Devoted dad, firefighter Kevin O'Toole 'got things done'

He was a man of few words, Captain Kevin O'Toole. Like so many men and women of his generation, he spoke best with his actions and that was more than enough.

Last month, several hundred of his admirers followed suit and spoke with their feet, flying from as far as Ireland to pay final tribute to a stalwart Dorchester man and proud firefighter who relished his roots and made sure his children did, too.

Kevin O'Toole died at age 72 on Nov. 27 in a Boston hospital after a brief and unexpected illness.
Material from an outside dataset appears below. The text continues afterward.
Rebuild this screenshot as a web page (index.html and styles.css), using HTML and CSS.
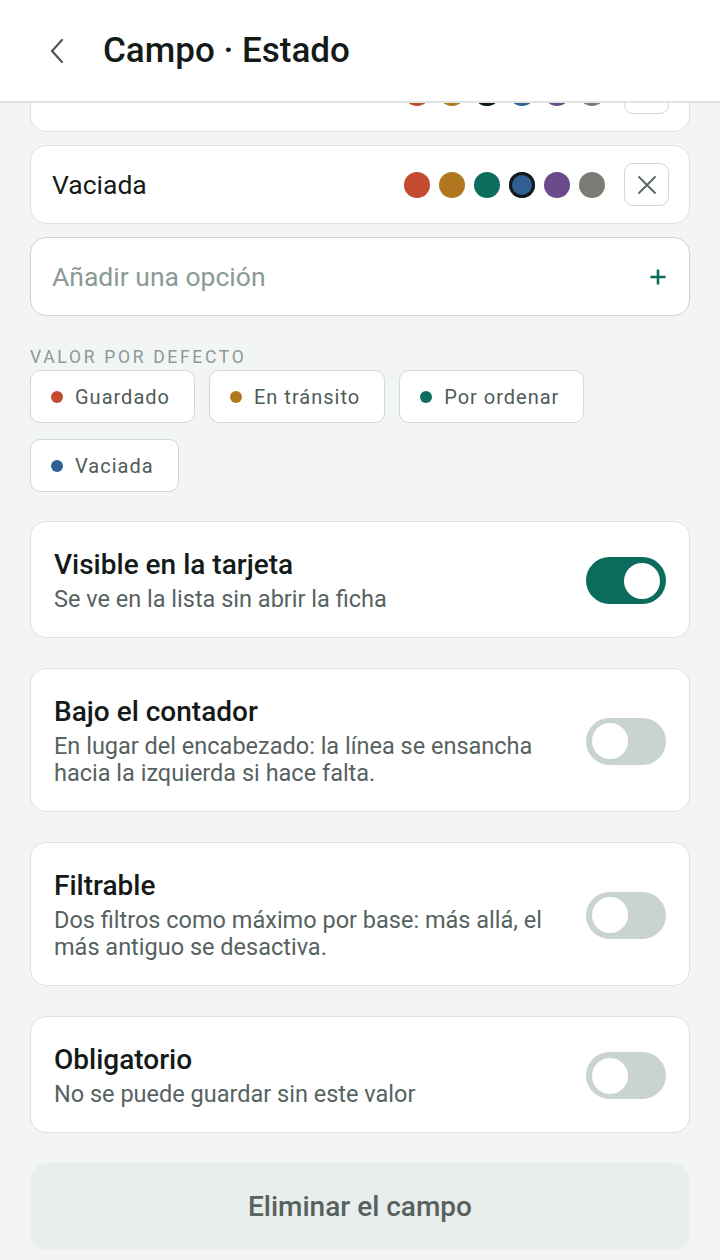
FILE: index.html
```html
<!DOCTYPE html>
<html lang="es">
<head>
<meta charset="utf-8">
<title>Campo · Estado</title>
<link rel="stylesheet" href="styles.css">
</head>
<body>
<header class="appbar">
  <button class="back" aria-label="Volver">
    <svg width="16" height="26" viewBox="0 0 16 26"><path d="M13 2 L3 13 L13 24" fill="none" stroke="#4d5856" stroke-width="2.2" stroke-linecap="round" stroke-linejoin="round"/></svg>
  </button>
  <h1 class="title">Campo · Estado</h1>
</header>

<main class="content">
  <section class="options">
    <div class="option">
      <span class="option-name">Por ordenar</span>
      <div class="swatches">
        <span class="swatch red"></span>
        <span class="swatch orange"></span>
        <span class="swatch teal selected"></span>
        <span class="swatch blue"></span>
        <span class="swatch purple"></span>
        <span class="swatch gray"></span>
      </div>
      <button class="remove" aria-label="Eliminar"><svg width="20" height="20" viewBox="0 0 20 20"><path d="M2 2 L18 18 M18 2 L2 18" stroke="#58625f" stroke-width="1.8" stroke-linecap="round"/></svg></button>
    </div>
    <div class="option">
      <span class="option-name">Vaciada</span>
      <div class="swatches">
        <span class="swatch red"></span>
        <span class="swatch orange"></span>
        <span class="swatch teal"></span>
        <span class="swatch blue selected"></span>
        <span class="swatch purple"></span>
        <span class="swatch gray"></span>
      </div>
      <button class="remove" aria-label="Eliminar"><svg width="20" height="20" viewBox="0 0 20 20"><path d="M2 2 L18 18 M18 2 L2 18" stroke="#58625f" stroke-width="1.8" stroke-linecap="round"/></svg></button>
    </div>
    <div class="option add">
      <span class="placeholder">Añadir una opción</span>
      <svg width="16" height="16" viewBox="0 0 16 16"><path d="M8 0.5 V15.5 M0.5 8 H15.5" stroke="#0b6b5c" stroke-width="2.6"/></svg>
    </div>
  </section>

  <section class="defaults">
    <div class="label">VALOR POR DEFECTO</div>
    <div class="chips">
      <span class="chip"><span class="dot red"></span>Guardado</span>
      <span class="chip"><span class="dot orange"></span>En tránsito</span>
      <span class="chip"><span class="dot teal"></span>Por ordenar</span>
      <span class="chip"><span class="dot blue"></span>Vaciada</span>
    </div>
  </section>

  <section class="settings">
    <div class="setting">
      <div class="setting-text">
        <div class="setting-title">Visible en la tarjeta</div>
        <div class="setting-desc">Se ve en la lista sin abrir la ficha</div>
      </div>
      <span class="toggle on"><span class="knob"></span></span>
    </div>
    <div class="setting">
      <div class="setting-text">
        <div class="setting-title">Bajo el contador</div>
        <div class="setting-desc">En lugar del encabezado: la línea se ensancha hacia la izquierda si hace falta.</div>
      </div>
      <span class="toggle"><span class="knob"></span></span>
    </div>
    <div class="setting">
      <div class="setting-text">
        <div class="setting-title">Filtrable</div>
        <div class="setting-desc">Dos filtros como máximo por base: más allá, el más antiguo se desactiva.</div>
      </div>
      <span class="toggle"><span class="knob"></span></span>
    </div>
    <div class="setting">
      <div class="setting-text">
        <div class="setting-title">Obligatorio</div>
        <div class="setting-desc">No se puede guardar sin este valor</div>
      </div>
      <span class="toggle"><span class="knob"></span></span>
    </div>
  </section>

  <button class="delete">Eliminar el campo</button>
</main>
</body>
</html>
```

FILE: styles.css
```css
* { box-sizing: border-box; }
html, body { margin: 0; padding: 0; }
body {
  background: #f3f5f4;
  font-family: Roboto, "Liberation Sans", sans-serif;
  color: #161c1a;
  width: 720px;
  height: 1260px;
  overflow: hidden;
}
.appbar {
  position: fixed;
  top: 0; left: 0; right: 0;
  height: 103px;
  background: #fff;
  border-bottom: 2px solid #dfe5e3;
  display: flex;
  align-items: center;
  z-index: 10;
}
.back {
  border: 0; background: none; padding: 0;
  width: 16px; height: 26px;
  margin-left: 49px;
  margin-right: 38px;
  display: flex;
}
.title {
  margin: 0;
  font-size: 35px;
  font-weight: 500;
  color: #141a18;
  letter-spacing: 0;
}
.content {
  padding: 53px 30px 0;
}
.options { display: flex; flex-direction: column; gap: 13px; }
.option {
  height: 79px;
  background: #fff;
  border: 1.5px solid #dde3e1;
  border-radius: 16px;
  display: flex;
  align-items: center;
  padding: 0 20px 0 21px;
}
.option-name { font-size: 26.5px; flex: 1; color: #161c1a; }
.swatches { display: flex; gap: 9px; margin-right: 19px; }
.swatch { width: 26px; height: 26px; border-radius: 50%; display: block; }
.swatch.selected { box-shadow: inset 0 0 0 3px #141a18; }
.red { background: #c24a2f; }
.orange { background: #b0771e; }
.teal { background: #0b6e5e; }
.blue { background: #2f6090; }
.purple { background: #6b4a8c; }
.gray { background: #7b7b73; }
.remove {
  width: 45px; height: 43px;
  border: 1.5px solid #cdd7d4;
  border-radius: 9px;
  background: #fff;
  display: flex; align-items: center; justify-content: center;
  padding: 0;
}
.option.add {
  border-color: #cbd5d2;
  padding-right: 23px;
}
.placeholder { flex: 1; font-size: 26.5px; color: #8a9a95; }

.defaults { margin-top: 30px; }
.label {
  font-size: 17.5px;
  letter-spacing: 2.7px;
  color: #8a9a95;
  line-height: 22px;
  margin-bottom: 2px;
}
.chips { display: flex; flex-wrap: wrap; gap: 16px 14px; }
.chip {
  height: 53px;
  display: inline-flex;
  align-items: center;
  gap: 12px;
  padding: 0 24px 0 20px;
  background: #fff;
  border: 1.5px solid #cfd9d5;
  border-radius: 10px;
  font-size: 20px;
  letter-spacing: 1px;
  color: #4f5b58;
}
.dot { width: 12px; height: 12px; border-radius: 50%; display: block; }

.settings {
  margin-top: 29px;
  display: flex; flex-direction: column; gap: 30px;
}
.setting {
  background: #fff;
  border: 1.5px solid #dde3e1;
  border-radius: 16px;
  padding: 26px 23px 24px 23px;
  display: flex;
  align-items: center;
  gap: 30px;
}
.setting-text { flex: 1; }
.setting-title { font-size: 28px; font-weight: 500; line-height: 34px; color: #141a18; }
.setting-desc { font-size: 23.5px; line-height: 27px; color: #56625f; margin-top: 4px; }
.toggle {
  width: 80px; height: 47px;
  border-radius: 24px;
  background: #c9d3cf;
  display: flex;
  align-items: center;
  padding: 0 6px;
  flex-shrink: 0;
}
.toggle .knob { width: 36px; height: 36px; border-radius: 50%; background: #fff; display: block; }
.toggle.on { background: #0b6b5c; justify-content: flex-end; }

.delete {
  margin-top: 30px;
  width: 100%;
  height: 87px;
  border: 0;
  border-radius: 18px;
  background: #e9edec;
  font-family: Roboto, "Liberation Sans", sans-serif;
  font-size: 28px;
  font-weight: 500;
  color: #56625f;
}
```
He left behind his wife of 48 years, Mary (McColgan), six children, 14 grandchildren.

O'Toole was a firefighter for three decades, retiring in 2000 as a captain. For ten years, he supervised the Boston Fire Department's arson squad. Most of career was spent fighting fires based out of the Engine 18 house at Peabody Square.

He was highly respected - a madman at a fire scene, one colleague recalled. But, to a man, each firefighter who came to know and respect Kevin O'Toole over the years knows that the job always came second.
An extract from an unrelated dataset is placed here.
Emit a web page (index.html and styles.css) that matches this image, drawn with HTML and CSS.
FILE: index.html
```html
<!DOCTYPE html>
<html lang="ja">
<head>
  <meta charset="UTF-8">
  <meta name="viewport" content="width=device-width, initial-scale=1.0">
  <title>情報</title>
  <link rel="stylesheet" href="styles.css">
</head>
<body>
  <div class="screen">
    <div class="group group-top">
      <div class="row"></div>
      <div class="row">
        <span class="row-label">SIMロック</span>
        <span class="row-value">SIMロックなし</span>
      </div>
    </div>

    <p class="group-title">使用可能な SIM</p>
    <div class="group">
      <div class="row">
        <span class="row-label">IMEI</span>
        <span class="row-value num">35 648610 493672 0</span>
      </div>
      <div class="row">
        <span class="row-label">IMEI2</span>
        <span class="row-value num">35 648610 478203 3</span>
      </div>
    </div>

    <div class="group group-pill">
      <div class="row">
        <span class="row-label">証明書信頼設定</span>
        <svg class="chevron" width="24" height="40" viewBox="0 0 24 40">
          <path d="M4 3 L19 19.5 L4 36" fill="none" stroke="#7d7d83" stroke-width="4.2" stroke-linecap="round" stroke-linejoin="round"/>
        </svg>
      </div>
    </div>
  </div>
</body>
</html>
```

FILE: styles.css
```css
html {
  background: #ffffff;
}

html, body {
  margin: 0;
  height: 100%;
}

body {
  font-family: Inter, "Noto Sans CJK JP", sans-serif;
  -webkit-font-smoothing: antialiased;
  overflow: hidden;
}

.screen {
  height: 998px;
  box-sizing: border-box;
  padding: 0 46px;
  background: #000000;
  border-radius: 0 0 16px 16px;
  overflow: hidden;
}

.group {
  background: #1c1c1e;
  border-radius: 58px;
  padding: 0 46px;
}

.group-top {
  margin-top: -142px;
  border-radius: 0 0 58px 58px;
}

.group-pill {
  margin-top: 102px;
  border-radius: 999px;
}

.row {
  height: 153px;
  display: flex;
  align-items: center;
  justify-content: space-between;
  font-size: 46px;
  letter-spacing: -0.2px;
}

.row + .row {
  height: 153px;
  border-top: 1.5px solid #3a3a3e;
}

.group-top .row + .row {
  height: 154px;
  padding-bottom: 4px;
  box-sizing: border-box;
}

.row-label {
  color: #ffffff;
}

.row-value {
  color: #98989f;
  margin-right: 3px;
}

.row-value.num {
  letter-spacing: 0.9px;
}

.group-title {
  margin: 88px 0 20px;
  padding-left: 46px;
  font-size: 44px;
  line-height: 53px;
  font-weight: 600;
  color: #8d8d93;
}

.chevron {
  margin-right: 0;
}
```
"He was the best family man that I ever knew," said Deputy Chief William Rice, who suceeded O'Toole in commanding the arson squad. "He cared for his children and grand-children better than anyone I met in my life. He was concerned with every aspect of their lives."

O'Toole was the second of nine children born to Irish emigrant parents - Stephen and Mary Ann- on Shepton Street in St. Mark's parish. As a child of the depression, what time O'Toole spent out of the classroom at St. Mark's was devoted to helping the family make ends meet. At 11, he was driving a horse team through the city's Haymarket district and the North End. When the Korean War flared, O'Toole forged his mother's signature to enlist in the Marine Corps at the age of 17. He never saw combat, but his time spent in the corps was the formative experience of his young life.

"He was 14 years on ladder 18 in Ashmont and he loved it because it was about a 90 percent Marine house," says longtime friend and neighbor Rodney Horton, himself a retired fire lieutenant. "He liked them because he knew what their training was like."

He also loved the Peabody Square house because it was a busy company, with multiple calls a night.

"He took me under his wing," said Bob Graham, who spent his entire career as a firefighter at the Peabody Square house. "Kevin taught me everything about the job. He was a wonderful example of what to do at a fire. He was the leader of the house."

When there were lulls, O'Toole turned his energies to organizing just about all facets of firehouse life. He shopped. He counseled. He set up a weekly kitty that each fireman paid into to pay for groceries and organized summertime barbeques and Christmas parties for the families.

And, always, he cooked.

"He was a heck of a cook," remembers his daughter Beth (O'Toole) Emery. "Years ago, he would serve 400 people at Florian Hall. He just loved doing it."

When he was promoted to lieutenant and then captain, O'Toole missed the action of the firehouse, but threw himself into the new roles. His decade at the arson squad - known formally as the Fire Investigation Unit - was spent modernizing the department's techniques and training.

"He helped make this fire investigative unit what it is today," said Chief Rice.

Throughout much of his fire career, O'Toole worked a second job that he took equal pride in: meat cutter. He worked at the Codman Square First National supermarket until the late 1970s when it closed. Like so many other firemen whose meager salaries in those years required other incomes, O'Toole had a growing family to support. He and Mary eventually had six kids of their own: Elizabeth, Kathleen, John, Stephen, Jennifer and Ann.

A consummate organizer, O'Toole joined a small group of fellow firemen in forming the Boston Gaelic Fire Brigade in 1982. The pipe and drum group performs at ceremonies and funerals for fire families and travels the U.S. and Ireland. O'Toole was president of the brigade at the time of his passing.

"He loved the fire brigade," recalls Horton, "because it allowed him to reconnect to Ireland. On our first trip there in 1982, he spent the night in the same bedroom where his mother slept in before she left Ireland. It meant a lot to him. And he kept that connection all these years."

O'Toole thrilled at traveling to his parents' native land, but he never strayed far from the home he - and his Savin Hill bride Mary McColgan- knew best. And while he was never one to wear it on his sleeve, he took pride in his longtime Milton Avenue address.

"He loved it here," Beth says. "He didn't say it a lot, but he didn't have to. At a time in the sixties when he bought the house, a lot of people were saying, 'You're crazy, you'll be gone in five years.' He took great pride in saying I'm still here. And all of his kids are here too."

Tragedy struck Kevin's life in 2000 when his daughter Ann became ill with cancer and later died. Together with his wife Mary and his remaining children - Kevin leaned on his tight-knit fire family for support, and like many of his era, kept fighting on.

"He was among the special breed of brave men who run into buildings other people are running out of," his son John said at the funeral last month at Saint Brendan's church. "He made us all proud."